I'm sorry you didn't get it, I won't repeat myself because that would be pointless, but if you really want to know how my arguments addressed this question I suggest you re-read it until it makes sense.

If they don't need a creator, then maybe the universe doesn't either.
Like I said you're wrongfully assuming that the same rules apply for creator as fro creation. But as you said we don't know what rules apply here. So the argument is pointless. However we do know something about this universe. So we can come to the conclusion that it is likely to have been created.

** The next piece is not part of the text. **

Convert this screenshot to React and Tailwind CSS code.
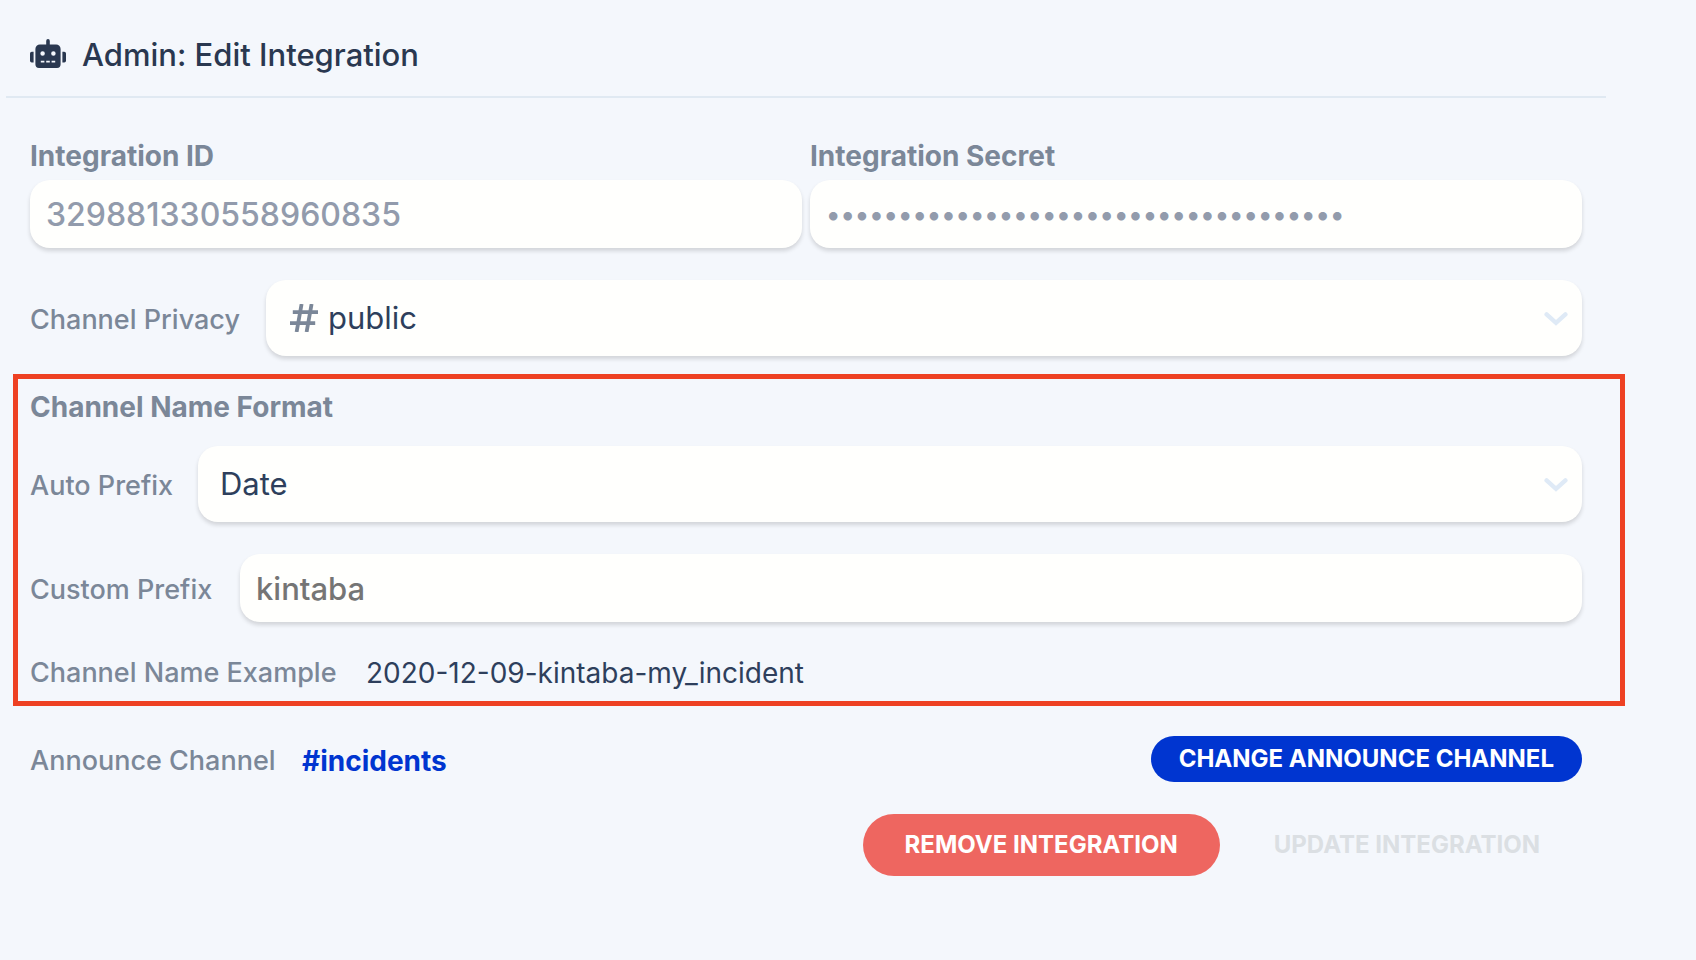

You are going to a lot of trouble to highlight the difference between creation from nothingness and creation by arrangement of existing matter. I don't see how this is relevant. Did this God create HIMSELF as well as the matter in this universe?
No, if you suggest he was created then he would have a beginning, and as I said, he has no beginning. The relevance of the difference between rearrangement and creation from thin air is that it helps one understand creation better, and as I said, I'm convinced your question is teh result of a lousy understanding of creation.

Why is ignorance so hard for so many people to accept? Why do they create Gods of the Gaps?
Ignorance is not that hard to accept, if you'll look up my posts you'll see that I say "I don't know" quite often. But you'r missing one point here. That is that we didn't create Gods in the Gaps, God revealed himself.